Oleh: Yudhistira Adi Maulana
TERTAWA adalah sesuatu yang wajar. Tidak wajar jika tertawa dilakukan secara berlebihan. Rata-rata orang beranggapan bahwa tertawa adalah salah satu ciri kebahagiaan, benarkah demikian?
Tertawa yang sehat bukan tertawanya orang gila atau yang mentertawakan orang lain. Menertawakan orang lain seakan-akan mendapatkan kemenangan, itu bukanlah kebahagiaan yang hakiki.
Kebahagiaan tidak hanya terletak pada keadaan diri kita (misalnya, semua kebutuhan kita terpenuhi), melainkan juga karena kita selalu mempunyai perspektif yang tepat terhadap kondisi diri sendiri. Dengan demikian, tips utama untuk tertawa secara sehat dan benar adalah kita tertawa ketika bahagia.
1). Supaya kita hidup bahagia
Menurut Rhonda Byrne, jalan pintas ke segala sesuatu yang kita inginkan adalah “ menjadi” dan “merasa” bahagia. Ketika bahagia, di dalam diri kita terdapat kenikmatan, dan hubungan kita pun dengan relasi-relasi kita akan berjalan dengan baik.
Hal ini dikarenakan kita terus menyapa, tersenyum, dan membalas penuh prhatian orang lain yang mengajak kita bicara. Selain itu, dengan hati yang bahagia, kita dapat menjalankan aktivitas keseharian kita dengan energi. Kebahagian bisa disebut kunci sukses dalam menjalanakan kehidupan ini. Kebahagiaan dapat terwujud melalui 3 hal berikut:
a). Kepuasan karena terpenuhinya kebutuhan
Apabila kita memperoleh sesuatu yang benar-benar kita inginkan maka ada perasaan senang dalam diri kita. Misalnya, ketika kita membutuhkan jawaban cinta dari seseorang, ternyata dia menjawab cinta , apa yang kita rasakan? Iya, saat itulah, kita merasa sangat berbahagia lantaran yang kita inginkan dan butuhkan tercapai.
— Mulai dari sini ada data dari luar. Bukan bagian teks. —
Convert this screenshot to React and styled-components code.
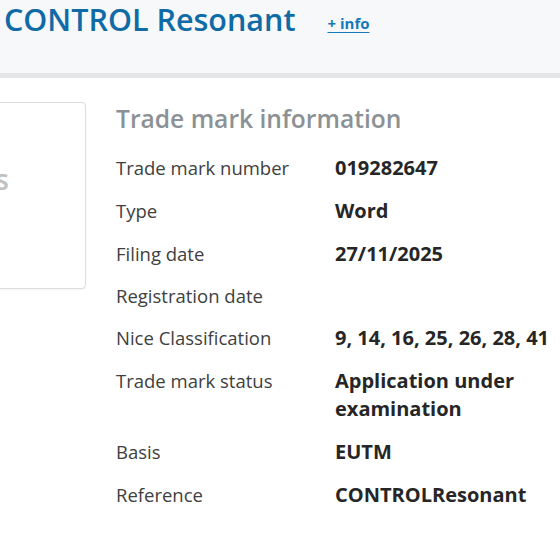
import React from 'react';
import styled, { createGlobalStyle } from 'styled-components';

const GlobalStyle = createGlobalStyle`
  html, body {
    margin: 0;
    padding: 0;
    background: #fff;
    overflow: hidden;
  }
  body {
    font-family: "Open Sans", "Liberation Sans", sans-serif;
  }
`;

const Page = styled.div`
  width: 560px;
  height: 560px;
  overflow: hidden;
  background: #fff;
`;

const Header = styled.header`
  height: 73px;
  background: #f7f8f9;
  border-bottom: 5px solid #e4e5e6;
  display: flex;
  align-items: flex-start;
  padding: 0 0 0 4px;
`;

const Title = styled.h1`
  margin: 0;
  font-size: 30.5px;
  font-weight: 600;
  color: #0f6ba6;
  line-height: 38px;
  white-space: nowrap;
  flex-shrink: 0;
`;

const InfoLink = styled.a`
  margin: 13px 0 0 32px;
  font-size: 15px;
  font-weight: 700;
  color: #1778b8;
  text-decoration: underline;
  text-underline-offset: 3px;
  line-height: 20px;
  white-space: nowrap;
  flex-shrink: 0;
`;

const Body = styled.main`
  display: flex;
  align-items: flex-start;
  padding-top: 24px;
`;

const ImageCard = styled.div`
  width: 200px;
  height: 187px;
  margin-left: -114px;
  border: 1px solid #dcdcdc;
  border-radius: 4px;
  box-shadow: 0 1px 2px rgba(0, 0, 0, 0.05);
  display: flex;
  align-items: center;
  justify-content: flex-end;
  padding-right: 76px;
  padding-bottom: 34px;
  box-sizing: border-box;
  flex-shrink: 0;
`;

const CardText = styled.span`
  font-size: 28px;
  font-weight: 600;
  color: #c0c0c0;
`;

const Info = styled.section`
  margin-left: 30px;
  flex: 1;
`;

const Heading = styled.h2`
  margin: 0 0 12px;
  font-size: 24.6px;
  font-weight: 600;
  color: #8c9196;
  line-height: 34px;
  white-space: nowrap;
`;

const Row = styled.div`
  display: grid;
  grid-template-columns: 219px 1fr;
  padding: ${p => (p.$tight ? '5px 0 8px' : '6px 0 9px')};
  line-height: 28px;
`;

const Label = styled.div`
  font-size: 18.5px;
  color: #404040;
  white-space: nowrap;
`;

const Value = styled.div`
  font-size: 20px;
  font-weight: 700;
  color: #262626;
  white-space: nowrap;
`;

const rows = [
  ['Trade mark number', '019282647'],
  ['Type', 'Word'],
  ['Filing date', '27/11/2025'],
  ['Registration date', '', true],
  ['Nice Classification', '9, 14, 16, 25, 26, 28, 41'],
  ['Trade mark status', <>Application under<br />examination</>],
  ['Basis', 'EUTM'],
  ['Reference', 'CONTROLResonant'],
];

export default function App() {
  return (
    <Page>
      <GlobalStyle />
      <Header>
        <Title>CONTROL Resonant</Title>
        <InfoLink href="#">+ info</InfoLink>
      </Header>
      <Body>
        <ImageCard>
          <CardText>s</CardText>
        </ImageCard>
        <Info>
          <Heading>Trade mark information</Heading>
          {rows.map(([label, value, tight], i) => (
            <Row key={i} $tight={tight}>
              <Label>{label}</Label>
              <Value>{value}</Value>
            </Row>
          ))}
        </Info>
      </Body>
    </Page>
  );
}
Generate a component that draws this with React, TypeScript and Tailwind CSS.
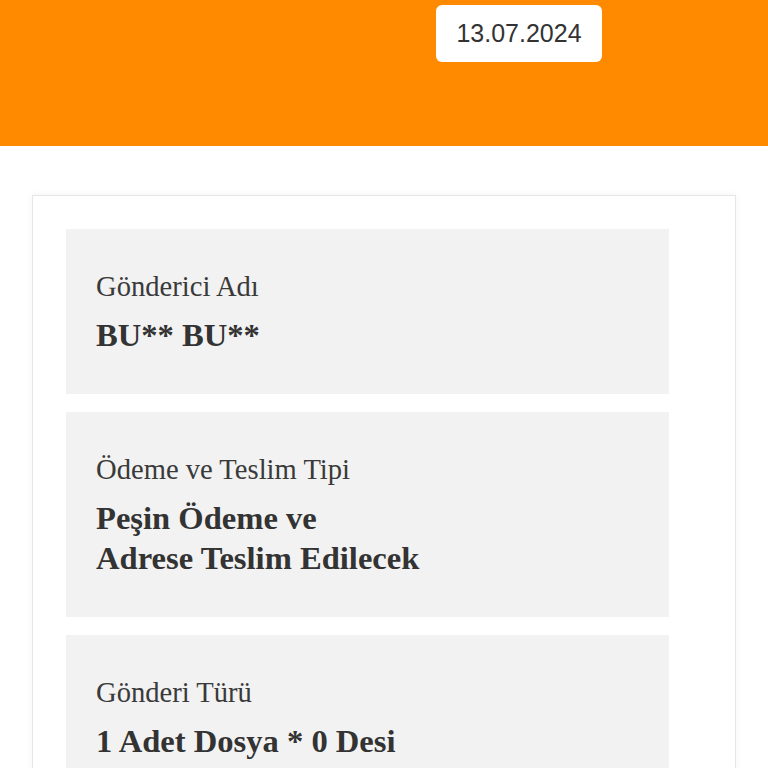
import React from 'react';

interface InfoItem {
    label: string;
    value: string[];
}

const items: InfoItem[] = [
    { label: 'Gönderici Adı', value: ['BU** BU**'] },
    { label: 'Ödeme ve Teslim Tipi', value: ['Peşin Ödeme ve', 'Adrese Teslim Edilecek'] },
    { label: 'Gönderi Türü', value: ['1 Adet Dosya * 0 Desi'] },
    { label: 'Alıcı Adı', value: ['BU** BU**'] },
];

const InfoBox = ({ item }: { item: InfoItem }) => (
    <div className="bg-[#f2f2f2] pl-[30px] pr-4 pt-[38px] pb-[39px]">
        <div className="text-[28.6px] leading-[40px] text-[#3a3a3a]">{item.label}</div>
        <div className="mt-2 text-[32.6px] leading-[40px] font-bold text-[#333]">
            {item.value.map((line, i) => (
                <div key={i}>{line}</div>
            ))}
        </div>
    </div>
);

const App = () => {
    return (
        <div className="min-h-screen bg-white font-['Liberation_Serif',serif]">
            {/* header */}
            <div className="h-[146px] bg-[#ff8a00] pt-[5px] pl-[436px]">
                <div className="w-[166px] h-[57px] rounded-[6px] bg-white flex items-center justify-center font-['Liberation_Sans',Arial,sans-serif] text-[25px] text-[#333]">
                    13.07.2024
                </div>
            </div>

            <div className="pt-[49px] pl-[32px] pr-[32px]">
                <div className="border border-[#e6e6e6] shadow-[0_0_8px_rgba(0,0,0,0.05)] pt-[33px] pl-[33px] pr-[66px] pb-10">
                    <div className="flex flex-col gap-[18px]">
                        {items.map((item, i) => (
                            <InfoBox key={i} item={item} />
                        ))}
                    </div>
                </div>
            </div>
        </div>
    );
};

export default App;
Pencapaian ini menimbulkan kepuasan dalam diri kita yang membuat kita bahagia. Kondisi tersebut tidak hanya masalah cinta, tetapi juga terkait masalah-masalah lain-lainnya. Contohnya, ketika karir kita cemerlang atau kita diminta menduduki jabatan baru? Tentu saja bahagia bukan.
Kebahagian itu dipengaruhi oleh kondisi eksternal. Artinya ada sesuatu di luar diri kita yang menentukan kebahagian kita misalnya uang, materi, cinta seorang wanita, atau laki-laki kepada kita, atau memperoleh keturunan.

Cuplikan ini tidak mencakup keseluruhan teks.